> [WORK TO COMPLETE] Count the lines below that contain the word "index", and reply with that number alone.

## begin RECORDS SHOWN

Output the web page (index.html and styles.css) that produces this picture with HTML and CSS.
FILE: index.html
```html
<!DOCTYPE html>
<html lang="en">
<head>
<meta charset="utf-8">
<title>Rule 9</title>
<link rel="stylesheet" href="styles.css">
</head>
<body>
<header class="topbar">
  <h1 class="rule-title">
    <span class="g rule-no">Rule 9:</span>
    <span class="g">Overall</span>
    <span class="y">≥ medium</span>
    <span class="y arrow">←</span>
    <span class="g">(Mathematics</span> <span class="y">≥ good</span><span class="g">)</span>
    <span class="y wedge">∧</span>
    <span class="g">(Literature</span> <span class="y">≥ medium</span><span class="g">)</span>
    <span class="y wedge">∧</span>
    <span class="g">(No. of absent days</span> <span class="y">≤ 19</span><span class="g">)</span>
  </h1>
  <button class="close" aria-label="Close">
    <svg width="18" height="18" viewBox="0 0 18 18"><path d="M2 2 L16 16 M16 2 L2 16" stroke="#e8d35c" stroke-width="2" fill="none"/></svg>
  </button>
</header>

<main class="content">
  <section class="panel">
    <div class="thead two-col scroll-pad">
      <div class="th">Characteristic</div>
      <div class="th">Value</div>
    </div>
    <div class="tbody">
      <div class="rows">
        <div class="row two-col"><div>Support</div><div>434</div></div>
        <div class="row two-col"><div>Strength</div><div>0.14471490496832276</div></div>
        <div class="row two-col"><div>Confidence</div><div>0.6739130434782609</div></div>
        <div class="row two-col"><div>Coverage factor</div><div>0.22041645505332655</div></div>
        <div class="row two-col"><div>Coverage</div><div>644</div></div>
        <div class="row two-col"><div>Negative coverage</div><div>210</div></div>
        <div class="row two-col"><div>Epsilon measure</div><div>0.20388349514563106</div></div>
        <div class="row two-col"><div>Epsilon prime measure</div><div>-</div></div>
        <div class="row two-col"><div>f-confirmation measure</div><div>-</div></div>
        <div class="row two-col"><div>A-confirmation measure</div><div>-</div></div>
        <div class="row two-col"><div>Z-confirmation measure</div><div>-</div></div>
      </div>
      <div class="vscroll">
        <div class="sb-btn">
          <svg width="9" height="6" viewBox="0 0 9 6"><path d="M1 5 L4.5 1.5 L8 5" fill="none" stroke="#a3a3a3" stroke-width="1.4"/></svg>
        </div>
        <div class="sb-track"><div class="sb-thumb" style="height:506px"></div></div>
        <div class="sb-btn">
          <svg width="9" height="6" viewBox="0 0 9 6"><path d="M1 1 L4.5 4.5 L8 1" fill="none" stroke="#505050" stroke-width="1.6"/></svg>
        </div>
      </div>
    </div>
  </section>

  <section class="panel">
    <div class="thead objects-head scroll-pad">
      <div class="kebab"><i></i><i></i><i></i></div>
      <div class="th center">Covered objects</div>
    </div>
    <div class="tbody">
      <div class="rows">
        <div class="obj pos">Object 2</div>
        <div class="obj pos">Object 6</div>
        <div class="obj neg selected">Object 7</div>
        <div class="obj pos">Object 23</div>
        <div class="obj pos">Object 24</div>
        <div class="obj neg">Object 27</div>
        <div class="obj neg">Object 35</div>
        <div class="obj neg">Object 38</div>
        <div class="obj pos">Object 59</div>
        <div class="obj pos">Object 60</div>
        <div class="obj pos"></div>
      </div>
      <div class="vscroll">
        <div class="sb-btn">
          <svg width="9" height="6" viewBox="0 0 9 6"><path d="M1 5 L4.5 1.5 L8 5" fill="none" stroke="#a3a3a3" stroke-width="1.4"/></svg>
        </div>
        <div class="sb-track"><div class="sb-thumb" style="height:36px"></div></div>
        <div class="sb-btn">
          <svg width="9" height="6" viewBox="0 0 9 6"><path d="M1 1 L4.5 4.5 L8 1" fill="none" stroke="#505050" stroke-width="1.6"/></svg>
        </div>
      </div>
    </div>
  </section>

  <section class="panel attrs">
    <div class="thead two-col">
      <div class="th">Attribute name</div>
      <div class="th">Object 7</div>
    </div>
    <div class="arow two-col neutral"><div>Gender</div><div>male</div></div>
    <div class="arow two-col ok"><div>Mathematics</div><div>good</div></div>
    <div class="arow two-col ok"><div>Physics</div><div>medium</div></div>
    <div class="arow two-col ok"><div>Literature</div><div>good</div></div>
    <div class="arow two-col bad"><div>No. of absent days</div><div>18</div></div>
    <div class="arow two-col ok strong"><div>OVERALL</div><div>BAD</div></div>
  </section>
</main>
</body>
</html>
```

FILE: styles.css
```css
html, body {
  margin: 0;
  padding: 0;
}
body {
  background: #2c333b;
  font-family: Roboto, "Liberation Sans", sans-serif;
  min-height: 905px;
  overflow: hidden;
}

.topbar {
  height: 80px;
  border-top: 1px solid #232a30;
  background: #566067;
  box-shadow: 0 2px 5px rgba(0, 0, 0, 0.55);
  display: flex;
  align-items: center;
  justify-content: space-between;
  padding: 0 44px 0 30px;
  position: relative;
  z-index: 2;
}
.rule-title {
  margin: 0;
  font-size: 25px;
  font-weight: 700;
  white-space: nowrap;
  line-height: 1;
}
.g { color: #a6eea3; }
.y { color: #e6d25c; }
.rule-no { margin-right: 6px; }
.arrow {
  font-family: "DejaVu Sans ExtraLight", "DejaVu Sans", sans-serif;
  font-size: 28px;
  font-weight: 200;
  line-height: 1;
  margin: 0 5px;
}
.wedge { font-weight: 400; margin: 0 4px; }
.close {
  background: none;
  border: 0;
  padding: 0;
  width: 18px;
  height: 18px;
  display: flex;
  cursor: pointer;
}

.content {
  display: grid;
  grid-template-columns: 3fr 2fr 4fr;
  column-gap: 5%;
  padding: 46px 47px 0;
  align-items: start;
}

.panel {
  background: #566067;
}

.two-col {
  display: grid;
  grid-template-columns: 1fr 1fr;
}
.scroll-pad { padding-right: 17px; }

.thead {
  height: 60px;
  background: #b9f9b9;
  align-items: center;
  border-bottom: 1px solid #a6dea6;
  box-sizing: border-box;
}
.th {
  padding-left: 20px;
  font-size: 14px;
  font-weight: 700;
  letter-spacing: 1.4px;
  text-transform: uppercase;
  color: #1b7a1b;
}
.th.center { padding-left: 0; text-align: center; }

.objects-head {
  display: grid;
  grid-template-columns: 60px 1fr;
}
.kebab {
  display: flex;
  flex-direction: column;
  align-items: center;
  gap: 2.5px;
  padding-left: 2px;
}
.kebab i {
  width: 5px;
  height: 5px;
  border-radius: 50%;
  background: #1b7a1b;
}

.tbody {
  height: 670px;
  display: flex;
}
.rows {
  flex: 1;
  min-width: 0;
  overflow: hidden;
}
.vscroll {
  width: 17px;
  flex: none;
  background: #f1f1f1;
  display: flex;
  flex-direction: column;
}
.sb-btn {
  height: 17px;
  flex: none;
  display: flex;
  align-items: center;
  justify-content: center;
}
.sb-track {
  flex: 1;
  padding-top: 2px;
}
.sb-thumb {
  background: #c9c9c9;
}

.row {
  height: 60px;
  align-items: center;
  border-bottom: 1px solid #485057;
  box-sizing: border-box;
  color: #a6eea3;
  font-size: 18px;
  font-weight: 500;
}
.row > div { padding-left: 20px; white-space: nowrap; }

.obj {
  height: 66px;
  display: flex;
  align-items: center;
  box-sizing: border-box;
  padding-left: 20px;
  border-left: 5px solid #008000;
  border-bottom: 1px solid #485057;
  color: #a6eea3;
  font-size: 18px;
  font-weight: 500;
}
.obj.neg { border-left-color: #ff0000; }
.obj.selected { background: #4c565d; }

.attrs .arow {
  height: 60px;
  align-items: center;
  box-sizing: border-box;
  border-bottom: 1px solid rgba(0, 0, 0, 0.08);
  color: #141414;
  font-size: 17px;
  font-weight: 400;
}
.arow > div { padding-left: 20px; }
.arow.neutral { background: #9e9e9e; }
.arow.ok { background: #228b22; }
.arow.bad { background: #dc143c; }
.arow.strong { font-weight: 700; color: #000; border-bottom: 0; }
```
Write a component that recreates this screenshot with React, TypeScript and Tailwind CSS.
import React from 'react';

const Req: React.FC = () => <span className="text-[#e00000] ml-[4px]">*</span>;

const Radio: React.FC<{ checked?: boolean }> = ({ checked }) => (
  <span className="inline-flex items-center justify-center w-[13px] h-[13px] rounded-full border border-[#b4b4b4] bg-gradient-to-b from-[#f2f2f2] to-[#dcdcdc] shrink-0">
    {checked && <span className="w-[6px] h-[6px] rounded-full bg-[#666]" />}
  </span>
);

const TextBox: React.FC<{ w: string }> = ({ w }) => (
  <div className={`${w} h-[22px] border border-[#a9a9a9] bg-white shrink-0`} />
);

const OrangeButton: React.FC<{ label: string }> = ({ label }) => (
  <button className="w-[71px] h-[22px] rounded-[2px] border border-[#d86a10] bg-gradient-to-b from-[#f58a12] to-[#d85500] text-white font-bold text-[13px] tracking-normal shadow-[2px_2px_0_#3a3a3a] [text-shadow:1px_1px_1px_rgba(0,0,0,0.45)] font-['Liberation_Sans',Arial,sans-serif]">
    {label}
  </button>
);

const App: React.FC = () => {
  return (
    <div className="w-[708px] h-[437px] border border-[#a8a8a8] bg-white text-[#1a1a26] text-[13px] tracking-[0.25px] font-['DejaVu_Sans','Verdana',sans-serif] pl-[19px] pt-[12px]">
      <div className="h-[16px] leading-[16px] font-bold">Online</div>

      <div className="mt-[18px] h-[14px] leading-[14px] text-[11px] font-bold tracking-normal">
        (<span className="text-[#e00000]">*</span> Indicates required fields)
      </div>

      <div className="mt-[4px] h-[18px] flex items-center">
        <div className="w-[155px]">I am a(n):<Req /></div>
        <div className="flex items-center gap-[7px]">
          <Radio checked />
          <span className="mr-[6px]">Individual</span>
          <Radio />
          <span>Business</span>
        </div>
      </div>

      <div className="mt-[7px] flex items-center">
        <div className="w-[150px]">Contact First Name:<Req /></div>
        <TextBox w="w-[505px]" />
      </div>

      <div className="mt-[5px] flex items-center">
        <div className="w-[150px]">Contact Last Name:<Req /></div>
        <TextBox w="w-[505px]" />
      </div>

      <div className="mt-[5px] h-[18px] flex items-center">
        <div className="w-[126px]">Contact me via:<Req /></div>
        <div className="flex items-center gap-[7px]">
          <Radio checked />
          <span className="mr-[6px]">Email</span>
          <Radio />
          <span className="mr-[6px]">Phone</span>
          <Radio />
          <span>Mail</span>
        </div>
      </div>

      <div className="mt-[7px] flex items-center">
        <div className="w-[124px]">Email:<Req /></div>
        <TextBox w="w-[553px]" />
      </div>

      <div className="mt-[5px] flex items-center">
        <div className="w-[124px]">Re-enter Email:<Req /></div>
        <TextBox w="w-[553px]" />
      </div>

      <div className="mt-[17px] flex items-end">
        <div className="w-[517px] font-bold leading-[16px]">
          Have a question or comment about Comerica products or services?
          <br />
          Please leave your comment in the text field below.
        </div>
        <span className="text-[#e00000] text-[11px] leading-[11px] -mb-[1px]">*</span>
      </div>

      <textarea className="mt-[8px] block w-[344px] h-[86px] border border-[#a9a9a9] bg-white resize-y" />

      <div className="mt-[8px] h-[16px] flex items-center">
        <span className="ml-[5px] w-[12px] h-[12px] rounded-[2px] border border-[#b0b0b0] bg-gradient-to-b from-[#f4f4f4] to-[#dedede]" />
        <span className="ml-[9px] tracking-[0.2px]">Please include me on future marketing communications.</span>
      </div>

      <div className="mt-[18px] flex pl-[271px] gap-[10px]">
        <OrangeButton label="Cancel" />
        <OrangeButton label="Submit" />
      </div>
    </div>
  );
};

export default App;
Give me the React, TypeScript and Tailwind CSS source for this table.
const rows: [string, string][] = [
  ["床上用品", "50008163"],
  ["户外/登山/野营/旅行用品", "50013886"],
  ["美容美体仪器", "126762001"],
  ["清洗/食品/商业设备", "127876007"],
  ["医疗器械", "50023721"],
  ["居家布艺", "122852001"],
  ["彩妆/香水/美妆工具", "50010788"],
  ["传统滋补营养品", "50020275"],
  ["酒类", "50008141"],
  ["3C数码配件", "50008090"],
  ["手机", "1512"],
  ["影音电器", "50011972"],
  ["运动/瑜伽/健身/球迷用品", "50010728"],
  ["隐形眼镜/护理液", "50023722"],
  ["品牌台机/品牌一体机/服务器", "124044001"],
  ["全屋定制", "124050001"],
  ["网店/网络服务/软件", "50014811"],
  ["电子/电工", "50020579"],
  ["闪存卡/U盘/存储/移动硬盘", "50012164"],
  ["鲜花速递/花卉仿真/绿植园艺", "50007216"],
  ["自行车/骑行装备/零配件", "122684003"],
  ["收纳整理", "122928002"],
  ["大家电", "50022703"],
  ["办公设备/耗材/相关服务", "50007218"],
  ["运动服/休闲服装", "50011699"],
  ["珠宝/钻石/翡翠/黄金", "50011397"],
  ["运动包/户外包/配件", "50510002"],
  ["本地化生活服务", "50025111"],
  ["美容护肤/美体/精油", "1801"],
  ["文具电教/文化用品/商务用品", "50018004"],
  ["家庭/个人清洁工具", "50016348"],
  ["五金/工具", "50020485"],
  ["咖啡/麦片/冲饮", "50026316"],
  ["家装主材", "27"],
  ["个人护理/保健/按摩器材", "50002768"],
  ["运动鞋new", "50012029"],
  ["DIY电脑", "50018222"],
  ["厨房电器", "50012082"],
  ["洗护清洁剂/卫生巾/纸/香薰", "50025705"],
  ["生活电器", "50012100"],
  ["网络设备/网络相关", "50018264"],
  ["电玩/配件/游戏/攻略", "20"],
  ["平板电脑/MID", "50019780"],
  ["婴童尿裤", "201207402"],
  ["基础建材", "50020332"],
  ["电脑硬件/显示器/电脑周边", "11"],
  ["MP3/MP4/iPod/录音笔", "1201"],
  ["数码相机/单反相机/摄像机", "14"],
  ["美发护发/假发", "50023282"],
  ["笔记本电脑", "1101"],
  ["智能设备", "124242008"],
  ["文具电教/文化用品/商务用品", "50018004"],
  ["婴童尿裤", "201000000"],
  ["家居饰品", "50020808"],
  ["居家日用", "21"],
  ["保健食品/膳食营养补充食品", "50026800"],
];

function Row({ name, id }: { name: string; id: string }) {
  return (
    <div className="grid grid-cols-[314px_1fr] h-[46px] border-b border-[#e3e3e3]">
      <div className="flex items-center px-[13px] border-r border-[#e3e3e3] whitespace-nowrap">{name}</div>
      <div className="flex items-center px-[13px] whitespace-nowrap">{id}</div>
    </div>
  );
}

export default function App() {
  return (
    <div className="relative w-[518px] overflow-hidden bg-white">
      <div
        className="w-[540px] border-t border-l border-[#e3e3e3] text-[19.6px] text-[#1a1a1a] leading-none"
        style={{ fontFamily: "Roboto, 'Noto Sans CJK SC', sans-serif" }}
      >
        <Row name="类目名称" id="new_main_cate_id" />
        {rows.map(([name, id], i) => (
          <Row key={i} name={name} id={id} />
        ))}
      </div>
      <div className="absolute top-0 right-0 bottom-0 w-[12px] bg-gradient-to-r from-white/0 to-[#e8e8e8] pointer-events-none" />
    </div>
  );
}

## end RECORDS SHOWN

> [RESPONSE TO THE EXERCISE] 3